The Natural Resources Department is supposed to maintain the business on a break-even basis. But now it wants to reallocate its funding to focus on data collection and update its maps as they are placed on the Internet, Mr. Dawson said.

He said topographic distribution has been sliding over the past few years as people have moved to digital files or sought out more up-to-date maps. In the fiscal year that ended March 31, 2003, Canada distributed about 330,000 topographic maps. Over the next year, that dropped to 261,000 and in the most recent year, only 2,008 maps left the warehouse, he said. Some people worry that without a warehouse of ready-made maps, emergency services would not be able to react quickly to natural disasters such as ice storms, floods and earthquakes. But Mr. Dawson said Ottawa could quickly plot and print maps in times of disaster.

Others say paper maps are valuable tools to teach students about Canada's cartographic and geographic heritage.

Mr. Green's World of Maps store is one of the country's 11 regional distribution centres, which sell government-produced maps to the public and retailers. He worries that if those maps go digital, the private sector will be left to produce poor-quality maps at unregulated prices. Government maps sell at a suggested retail price of $11.45.

Donna Nelson, co-owner of Gem Trek Publishing in Cochrane, Alta., just west of Calgary, understands the issues of cost. Her company designs topographic maps of popular recreational areas in Alberta and British Columbia, but it contracts out the printing, at press runs of about 3,000, to keep the business financially viable.

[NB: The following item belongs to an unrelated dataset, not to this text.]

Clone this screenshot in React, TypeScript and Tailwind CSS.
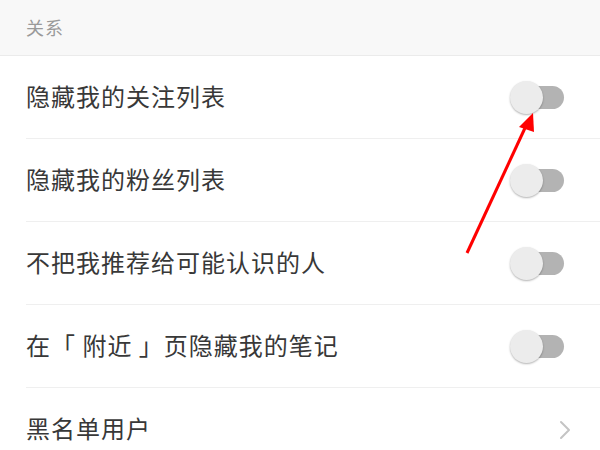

There's no reason, she said, that another commercial printer would not step in if Ottawa changed the way it delivers map information. "Historically, their role is to make the data available to the public," Ms. Nelson said, "but not necessarily in the printed form."

A similar proposal by the U.S. government in 1990 to stop producing paper maps was met with "gasps of horror and stunned silence" from map librarians at a meeting in Washington, according to April Carlucci, who was then assistant chief of the map division at the New York Public Library.

When the U.S. government maps arrived in digital format, she recalled, librarians didn't know what to do with them and didn't have the equipment to display them.

Now, 15 years later, U.S. officials have started consulting map librarians about what they need in terms of government maps. The first response at a recent meeting ("I like paper!") received a round of applause, according to Ms. Carlucci, now cataloguing manager and curator of modern maps with the British Library.

That, she said, was a "development of major importance" in the bid to see the return of U.S. government paper maps.

CORRECTION

Canada distributed about 208,000 topographic maps in the year ending March 31, 2005. An incorrect figure provided by Natural Resources Canada appeared yesterday.